* _Dataset extract_
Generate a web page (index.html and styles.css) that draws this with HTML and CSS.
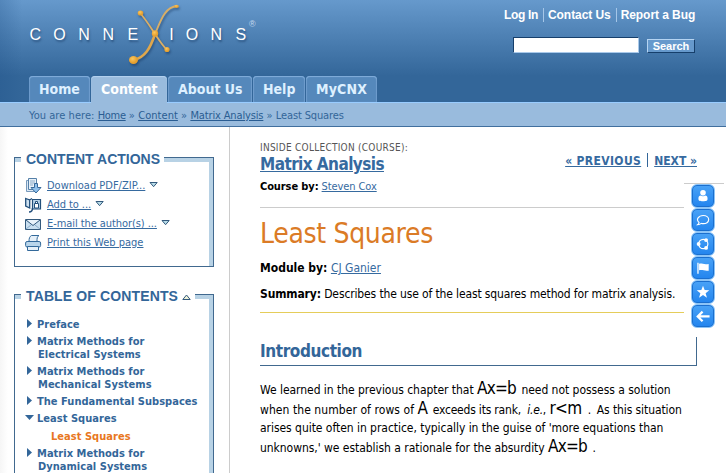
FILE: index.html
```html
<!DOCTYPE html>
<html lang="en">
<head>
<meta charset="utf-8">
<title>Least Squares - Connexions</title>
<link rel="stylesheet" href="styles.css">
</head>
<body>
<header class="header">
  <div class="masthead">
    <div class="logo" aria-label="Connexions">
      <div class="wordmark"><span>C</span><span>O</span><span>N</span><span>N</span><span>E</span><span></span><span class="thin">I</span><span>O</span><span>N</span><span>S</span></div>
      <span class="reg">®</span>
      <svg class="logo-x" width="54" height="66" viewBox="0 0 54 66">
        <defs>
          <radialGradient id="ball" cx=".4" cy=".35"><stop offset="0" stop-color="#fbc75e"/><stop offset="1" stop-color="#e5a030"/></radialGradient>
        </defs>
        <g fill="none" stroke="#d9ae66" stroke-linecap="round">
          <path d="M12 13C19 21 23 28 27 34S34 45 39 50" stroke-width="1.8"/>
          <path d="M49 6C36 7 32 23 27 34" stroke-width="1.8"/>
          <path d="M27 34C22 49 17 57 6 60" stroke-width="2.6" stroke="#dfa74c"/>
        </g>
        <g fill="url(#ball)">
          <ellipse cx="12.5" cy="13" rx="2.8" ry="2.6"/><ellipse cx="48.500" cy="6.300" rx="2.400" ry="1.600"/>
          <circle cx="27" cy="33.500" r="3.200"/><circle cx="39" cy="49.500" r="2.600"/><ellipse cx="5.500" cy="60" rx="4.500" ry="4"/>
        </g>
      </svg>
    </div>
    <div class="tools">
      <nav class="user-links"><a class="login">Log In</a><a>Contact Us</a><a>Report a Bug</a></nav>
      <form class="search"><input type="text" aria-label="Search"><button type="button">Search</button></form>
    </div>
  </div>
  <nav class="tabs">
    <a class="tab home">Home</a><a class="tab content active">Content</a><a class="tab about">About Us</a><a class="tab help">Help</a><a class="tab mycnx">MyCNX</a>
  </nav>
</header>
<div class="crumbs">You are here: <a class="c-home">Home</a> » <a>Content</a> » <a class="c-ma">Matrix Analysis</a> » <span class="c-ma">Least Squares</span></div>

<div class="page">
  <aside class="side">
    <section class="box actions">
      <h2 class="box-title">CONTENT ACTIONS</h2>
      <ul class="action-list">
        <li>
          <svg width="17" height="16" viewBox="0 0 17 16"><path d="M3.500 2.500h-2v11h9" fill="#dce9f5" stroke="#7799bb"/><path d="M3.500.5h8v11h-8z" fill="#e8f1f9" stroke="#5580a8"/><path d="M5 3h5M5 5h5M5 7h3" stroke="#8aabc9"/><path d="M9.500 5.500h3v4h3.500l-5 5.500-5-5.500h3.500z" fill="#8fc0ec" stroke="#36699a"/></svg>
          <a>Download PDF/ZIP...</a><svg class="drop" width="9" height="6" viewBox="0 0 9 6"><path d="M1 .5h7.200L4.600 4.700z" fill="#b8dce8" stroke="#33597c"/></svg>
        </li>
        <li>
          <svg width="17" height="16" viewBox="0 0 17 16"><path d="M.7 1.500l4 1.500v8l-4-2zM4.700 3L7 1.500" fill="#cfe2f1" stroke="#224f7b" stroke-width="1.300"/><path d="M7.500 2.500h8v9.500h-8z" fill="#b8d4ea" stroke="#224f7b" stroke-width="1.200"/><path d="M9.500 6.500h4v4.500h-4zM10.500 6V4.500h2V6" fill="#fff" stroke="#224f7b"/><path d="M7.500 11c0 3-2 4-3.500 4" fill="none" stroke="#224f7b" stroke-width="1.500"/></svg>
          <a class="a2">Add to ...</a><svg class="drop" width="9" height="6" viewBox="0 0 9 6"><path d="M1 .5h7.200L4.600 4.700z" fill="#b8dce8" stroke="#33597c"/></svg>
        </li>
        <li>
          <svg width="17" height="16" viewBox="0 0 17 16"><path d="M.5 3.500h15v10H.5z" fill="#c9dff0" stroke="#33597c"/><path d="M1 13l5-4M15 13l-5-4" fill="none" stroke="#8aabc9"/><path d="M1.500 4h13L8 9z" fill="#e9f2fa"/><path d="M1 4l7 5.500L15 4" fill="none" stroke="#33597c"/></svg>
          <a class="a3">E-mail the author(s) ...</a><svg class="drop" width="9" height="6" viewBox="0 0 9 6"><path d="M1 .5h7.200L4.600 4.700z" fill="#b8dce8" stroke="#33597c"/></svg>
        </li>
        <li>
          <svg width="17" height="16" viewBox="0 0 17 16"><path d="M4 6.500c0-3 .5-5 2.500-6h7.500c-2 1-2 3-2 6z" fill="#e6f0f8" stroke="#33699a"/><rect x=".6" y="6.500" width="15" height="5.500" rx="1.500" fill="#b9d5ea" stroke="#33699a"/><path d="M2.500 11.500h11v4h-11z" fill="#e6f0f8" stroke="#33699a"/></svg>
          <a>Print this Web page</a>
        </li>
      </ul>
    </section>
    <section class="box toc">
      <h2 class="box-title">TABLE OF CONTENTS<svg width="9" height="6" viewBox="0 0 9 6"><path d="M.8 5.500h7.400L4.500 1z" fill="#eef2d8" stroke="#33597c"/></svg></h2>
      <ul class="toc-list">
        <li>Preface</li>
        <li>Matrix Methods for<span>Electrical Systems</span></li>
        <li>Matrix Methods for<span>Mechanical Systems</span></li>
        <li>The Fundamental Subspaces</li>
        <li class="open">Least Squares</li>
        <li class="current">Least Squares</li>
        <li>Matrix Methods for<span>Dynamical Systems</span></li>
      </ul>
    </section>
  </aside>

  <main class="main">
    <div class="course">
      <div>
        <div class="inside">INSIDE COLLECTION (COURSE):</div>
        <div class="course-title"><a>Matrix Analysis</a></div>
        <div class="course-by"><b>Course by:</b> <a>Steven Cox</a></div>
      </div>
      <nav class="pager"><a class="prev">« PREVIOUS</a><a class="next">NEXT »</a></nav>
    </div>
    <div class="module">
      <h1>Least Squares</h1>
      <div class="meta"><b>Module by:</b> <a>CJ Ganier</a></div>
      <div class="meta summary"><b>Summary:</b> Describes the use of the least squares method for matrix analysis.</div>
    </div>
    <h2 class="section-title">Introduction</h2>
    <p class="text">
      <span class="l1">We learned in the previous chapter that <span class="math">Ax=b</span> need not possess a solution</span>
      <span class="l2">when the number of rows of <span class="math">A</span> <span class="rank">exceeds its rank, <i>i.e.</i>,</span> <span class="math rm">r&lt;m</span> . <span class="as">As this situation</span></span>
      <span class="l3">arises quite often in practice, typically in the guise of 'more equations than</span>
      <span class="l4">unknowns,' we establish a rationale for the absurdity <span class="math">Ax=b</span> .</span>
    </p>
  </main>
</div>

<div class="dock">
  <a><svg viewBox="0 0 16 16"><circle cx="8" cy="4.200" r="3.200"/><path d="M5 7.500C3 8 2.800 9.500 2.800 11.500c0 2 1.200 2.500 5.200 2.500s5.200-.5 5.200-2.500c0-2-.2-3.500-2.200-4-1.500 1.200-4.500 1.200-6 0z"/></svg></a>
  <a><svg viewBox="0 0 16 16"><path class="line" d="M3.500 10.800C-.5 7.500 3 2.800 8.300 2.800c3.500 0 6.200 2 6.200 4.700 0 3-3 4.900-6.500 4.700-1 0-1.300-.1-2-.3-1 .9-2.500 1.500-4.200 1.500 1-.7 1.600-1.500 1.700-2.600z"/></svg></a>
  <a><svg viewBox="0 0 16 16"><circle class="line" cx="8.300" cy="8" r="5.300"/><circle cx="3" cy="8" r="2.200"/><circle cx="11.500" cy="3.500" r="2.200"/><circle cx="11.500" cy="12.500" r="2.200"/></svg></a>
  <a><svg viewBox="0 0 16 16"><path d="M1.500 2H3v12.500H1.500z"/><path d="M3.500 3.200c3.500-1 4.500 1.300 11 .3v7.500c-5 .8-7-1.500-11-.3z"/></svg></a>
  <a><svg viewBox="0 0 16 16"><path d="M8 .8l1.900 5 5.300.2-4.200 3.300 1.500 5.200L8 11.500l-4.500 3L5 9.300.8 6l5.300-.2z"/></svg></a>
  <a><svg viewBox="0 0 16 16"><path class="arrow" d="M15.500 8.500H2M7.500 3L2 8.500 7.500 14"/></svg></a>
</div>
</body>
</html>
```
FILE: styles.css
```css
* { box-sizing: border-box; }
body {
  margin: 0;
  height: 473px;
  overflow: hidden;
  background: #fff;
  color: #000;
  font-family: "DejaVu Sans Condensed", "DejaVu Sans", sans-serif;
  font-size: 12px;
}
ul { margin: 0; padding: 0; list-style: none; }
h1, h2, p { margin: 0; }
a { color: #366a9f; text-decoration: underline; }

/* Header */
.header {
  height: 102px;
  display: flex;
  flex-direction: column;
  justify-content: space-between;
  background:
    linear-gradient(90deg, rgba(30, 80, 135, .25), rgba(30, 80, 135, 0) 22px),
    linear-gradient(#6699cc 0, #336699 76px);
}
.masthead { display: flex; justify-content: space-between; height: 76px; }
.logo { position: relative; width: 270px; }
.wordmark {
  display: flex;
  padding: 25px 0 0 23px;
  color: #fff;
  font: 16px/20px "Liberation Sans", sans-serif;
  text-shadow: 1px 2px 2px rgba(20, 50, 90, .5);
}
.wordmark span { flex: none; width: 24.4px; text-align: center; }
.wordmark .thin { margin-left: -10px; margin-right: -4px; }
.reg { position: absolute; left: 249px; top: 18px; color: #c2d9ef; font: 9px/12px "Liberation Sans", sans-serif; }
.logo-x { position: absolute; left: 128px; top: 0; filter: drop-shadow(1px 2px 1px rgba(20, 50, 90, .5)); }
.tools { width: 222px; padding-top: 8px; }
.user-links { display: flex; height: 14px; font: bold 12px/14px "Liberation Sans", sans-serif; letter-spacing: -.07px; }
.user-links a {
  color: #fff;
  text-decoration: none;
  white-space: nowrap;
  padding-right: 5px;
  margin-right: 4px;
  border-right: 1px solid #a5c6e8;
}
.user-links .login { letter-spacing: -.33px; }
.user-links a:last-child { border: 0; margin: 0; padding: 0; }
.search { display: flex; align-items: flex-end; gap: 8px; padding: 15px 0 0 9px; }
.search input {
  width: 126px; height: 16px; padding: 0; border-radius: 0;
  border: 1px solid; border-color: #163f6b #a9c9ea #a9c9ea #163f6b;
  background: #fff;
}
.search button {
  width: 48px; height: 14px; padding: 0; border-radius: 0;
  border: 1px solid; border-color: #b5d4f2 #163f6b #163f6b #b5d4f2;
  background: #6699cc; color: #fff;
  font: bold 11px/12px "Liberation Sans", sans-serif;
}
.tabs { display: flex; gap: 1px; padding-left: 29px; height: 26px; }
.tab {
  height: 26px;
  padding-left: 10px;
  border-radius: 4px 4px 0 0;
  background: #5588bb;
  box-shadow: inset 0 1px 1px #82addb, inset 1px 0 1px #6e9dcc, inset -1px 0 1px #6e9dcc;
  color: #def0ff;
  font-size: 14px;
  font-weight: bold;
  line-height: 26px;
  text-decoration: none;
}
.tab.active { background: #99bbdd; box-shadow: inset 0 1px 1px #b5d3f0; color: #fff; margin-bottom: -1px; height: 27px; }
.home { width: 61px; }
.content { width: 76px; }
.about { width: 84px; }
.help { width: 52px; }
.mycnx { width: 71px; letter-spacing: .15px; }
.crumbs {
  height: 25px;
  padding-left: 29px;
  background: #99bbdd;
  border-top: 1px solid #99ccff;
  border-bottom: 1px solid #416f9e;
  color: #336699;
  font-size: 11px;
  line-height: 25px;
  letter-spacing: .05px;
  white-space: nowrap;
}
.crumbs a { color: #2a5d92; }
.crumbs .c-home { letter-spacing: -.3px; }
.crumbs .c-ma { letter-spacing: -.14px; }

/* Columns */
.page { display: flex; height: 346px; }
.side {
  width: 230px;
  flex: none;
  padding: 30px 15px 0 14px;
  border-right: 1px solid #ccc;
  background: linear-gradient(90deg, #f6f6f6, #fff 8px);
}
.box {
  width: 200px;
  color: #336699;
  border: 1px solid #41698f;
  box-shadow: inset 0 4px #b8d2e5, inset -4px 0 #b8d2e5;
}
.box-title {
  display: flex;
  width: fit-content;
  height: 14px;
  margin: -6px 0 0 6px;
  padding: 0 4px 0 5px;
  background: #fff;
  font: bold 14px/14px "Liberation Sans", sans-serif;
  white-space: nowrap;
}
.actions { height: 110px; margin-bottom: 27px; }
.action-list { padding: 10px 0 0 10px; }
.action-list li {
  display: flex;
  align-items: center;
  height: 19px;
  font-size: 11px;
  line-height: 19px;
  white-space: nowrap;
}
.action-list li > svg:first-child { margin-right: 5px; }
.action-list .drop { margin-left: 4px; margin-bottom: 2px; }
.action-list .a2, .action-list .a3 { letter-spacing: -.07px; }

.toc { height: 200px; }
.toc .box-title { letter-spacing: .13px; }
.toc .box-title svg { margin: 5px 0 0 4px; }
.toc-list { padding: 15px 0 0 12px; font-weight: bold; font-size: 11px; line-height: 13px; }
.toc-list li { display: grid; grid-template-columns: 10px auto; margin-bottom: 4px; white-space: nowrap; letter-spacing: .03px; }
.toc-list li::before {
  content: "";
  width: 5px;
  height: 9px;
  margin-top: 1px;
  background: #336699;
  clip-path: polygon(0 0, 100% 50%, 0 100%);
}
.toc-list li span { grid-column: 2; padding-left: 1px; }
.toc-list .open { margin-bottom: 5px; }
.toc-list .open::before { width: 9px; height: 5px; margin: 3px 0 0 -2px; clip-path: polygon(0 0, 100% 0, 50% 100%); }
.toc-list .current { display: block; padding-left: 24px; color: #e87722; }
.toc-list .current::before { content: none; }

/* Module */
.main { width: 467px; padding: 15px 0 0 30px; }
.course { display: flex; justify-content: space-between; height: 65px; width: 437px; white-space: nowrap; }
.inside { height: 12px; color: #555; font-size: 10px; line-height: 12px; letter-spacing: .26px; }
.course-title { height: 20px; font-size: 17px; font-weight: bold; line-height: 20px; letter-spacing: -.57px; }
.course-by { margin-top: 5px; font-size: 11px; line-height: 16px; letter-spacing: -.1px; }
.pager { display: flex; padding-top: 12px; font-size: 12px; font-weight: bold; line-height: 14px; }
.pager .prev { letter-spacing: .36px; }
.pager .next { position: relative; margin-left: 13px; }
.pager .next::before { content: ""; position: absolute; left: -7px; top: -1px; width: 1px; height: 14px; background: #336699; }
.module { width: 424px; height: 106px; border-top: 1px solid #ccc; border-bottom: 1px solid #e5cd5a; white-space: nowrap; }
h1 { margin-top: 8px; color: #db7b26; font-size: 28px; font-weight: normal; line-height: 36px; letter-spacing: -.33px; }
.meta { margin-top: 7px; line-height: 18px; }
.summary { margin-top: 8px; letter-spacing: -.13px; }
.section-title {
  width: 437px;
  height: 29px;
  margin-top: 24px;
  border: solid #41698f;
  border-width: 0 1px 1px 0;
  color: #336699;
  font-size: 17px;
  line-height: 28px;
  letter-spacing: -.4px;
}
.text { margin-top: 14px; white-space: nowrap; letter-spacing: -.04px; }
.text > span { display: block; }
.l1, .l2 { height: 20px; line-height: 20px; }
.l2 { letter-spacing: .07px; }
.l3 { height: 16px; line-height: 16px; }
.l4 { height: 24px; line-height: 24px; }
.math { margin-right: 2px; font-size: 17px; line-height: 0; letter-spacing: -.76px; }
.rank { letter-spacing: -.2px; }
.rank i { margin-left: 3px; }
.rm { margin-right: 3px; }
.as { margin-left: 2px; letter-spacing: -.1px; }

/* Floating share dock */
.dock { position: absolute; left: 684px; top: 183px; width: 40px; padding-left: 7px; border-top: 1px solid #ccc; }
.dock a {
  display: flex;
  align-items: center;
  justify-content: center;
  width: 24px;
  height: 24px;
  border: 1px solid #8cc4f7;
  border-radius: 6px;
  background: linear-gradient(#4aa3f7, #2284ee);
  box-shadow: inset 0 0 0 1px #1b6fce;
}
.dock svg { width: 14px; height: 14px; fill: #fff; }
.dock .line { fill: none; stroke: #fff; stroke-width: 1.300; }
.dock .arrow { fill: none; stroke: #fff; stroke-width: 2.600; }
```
* * *
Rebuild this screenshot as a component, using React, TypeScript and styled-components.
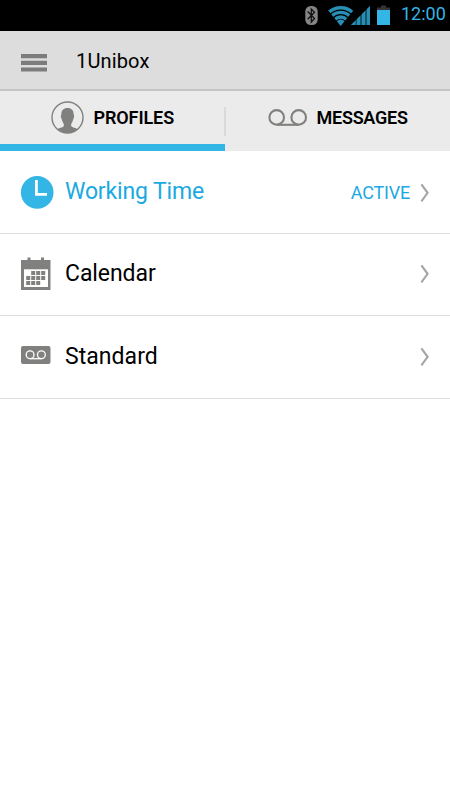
--
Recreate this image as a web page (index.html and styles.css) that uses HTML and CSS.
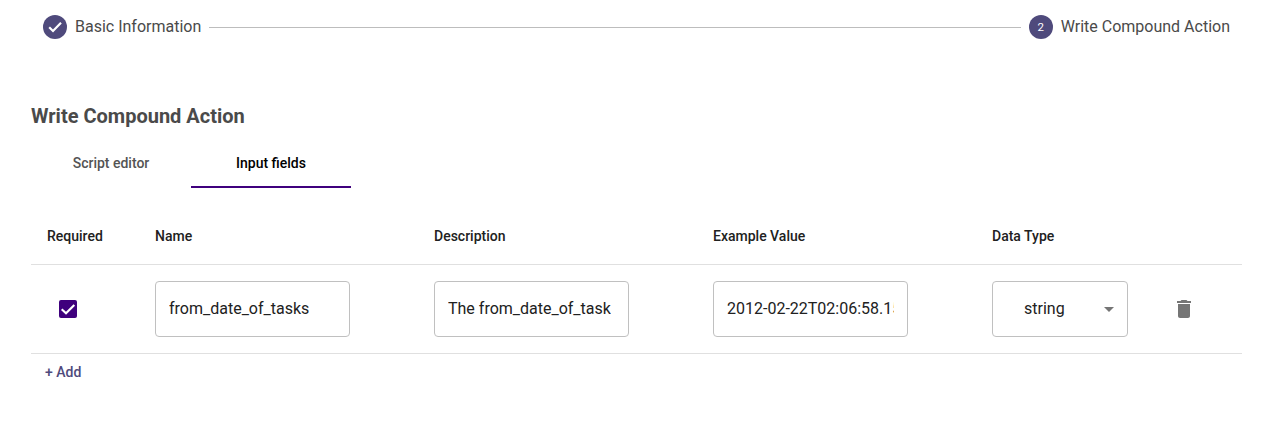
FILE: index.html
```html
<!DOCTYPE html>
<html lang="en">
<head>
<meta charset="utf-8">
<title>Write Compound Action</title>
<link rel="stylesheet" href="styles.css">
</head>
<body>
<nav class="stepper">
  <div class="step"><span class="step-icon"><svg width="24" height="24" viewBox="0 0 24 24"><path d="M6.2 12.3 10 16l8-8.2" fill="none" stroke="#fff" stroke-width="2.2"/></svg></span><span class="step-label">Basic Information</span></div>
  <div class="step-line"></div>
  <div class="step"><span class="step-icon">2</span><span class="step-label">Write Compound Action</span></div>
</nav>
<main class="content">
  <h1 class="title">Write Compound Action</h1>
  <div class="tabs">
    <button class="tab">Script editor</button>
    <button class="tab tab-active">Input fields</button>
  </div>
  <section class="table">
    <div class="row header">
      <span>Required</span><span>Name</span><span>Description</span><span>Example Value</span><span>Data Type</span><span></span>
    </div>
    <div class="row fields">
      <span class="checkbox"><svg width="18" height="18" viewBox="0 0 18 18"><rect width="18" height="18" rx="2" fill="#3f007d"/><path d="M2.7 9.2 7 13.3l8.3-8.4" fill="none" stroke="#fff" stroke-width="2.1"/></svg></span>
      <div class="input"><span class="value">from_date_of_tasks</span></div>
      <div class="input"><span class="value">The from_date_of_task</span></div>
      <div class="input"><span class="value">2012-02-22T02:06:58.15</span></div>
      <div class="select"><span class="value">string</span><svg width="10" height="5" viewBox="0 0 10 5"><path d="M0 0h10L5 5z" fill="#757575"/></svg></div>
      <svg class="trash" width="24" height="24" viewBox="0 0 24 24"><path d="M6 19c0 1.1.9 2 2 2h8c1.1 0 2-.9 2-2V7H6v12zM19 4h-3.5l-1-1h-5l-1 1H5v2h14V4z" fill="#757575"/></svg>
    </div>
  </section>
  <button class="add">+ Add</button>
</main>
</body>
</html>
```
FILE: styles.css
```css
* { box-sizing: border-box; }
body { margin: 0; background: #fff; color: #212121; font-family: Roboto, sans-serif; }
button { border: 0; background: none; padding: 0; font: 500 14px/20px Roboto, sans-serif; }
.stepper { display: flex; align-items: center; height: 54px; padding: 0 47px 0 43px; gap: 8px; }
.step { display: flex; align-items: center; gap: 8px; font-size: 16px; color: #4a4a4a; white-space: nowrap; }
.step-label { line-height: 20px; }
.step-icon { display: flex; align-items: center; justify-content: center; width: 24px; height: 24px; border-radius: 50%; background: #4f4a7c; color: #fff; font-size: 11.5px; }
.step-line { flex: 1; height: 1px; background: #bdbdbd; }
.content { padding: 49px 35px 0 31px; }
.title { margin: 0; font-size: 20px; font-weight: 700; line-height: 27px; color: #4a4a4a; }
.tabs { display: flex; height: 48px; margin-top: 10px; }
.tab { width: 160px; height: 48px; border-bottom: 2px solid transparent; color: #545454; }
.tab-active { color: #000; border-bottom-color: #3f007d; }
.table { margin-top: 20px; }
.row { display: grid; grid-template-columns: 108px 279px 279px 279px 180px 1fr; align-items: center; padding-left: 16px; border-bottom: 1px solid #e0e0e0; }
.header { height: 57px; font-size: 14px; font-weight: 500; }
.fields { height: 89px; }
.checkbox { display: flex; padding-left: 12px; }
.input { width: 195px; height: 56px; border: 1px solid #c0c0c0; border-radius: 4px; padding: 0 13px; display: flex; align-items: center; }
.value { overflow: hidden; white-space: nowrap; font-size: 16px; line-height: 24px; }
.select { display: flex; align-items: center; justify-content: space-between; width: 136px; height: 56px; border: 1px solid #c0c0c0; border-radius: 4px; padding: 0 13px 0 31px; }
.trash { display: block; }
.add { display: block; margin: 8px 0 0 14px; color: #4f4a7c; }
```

* _To be done_
Exactly how many lines in the data above contain the word "that"? Respond with the number and nothing more.

* _The response_
3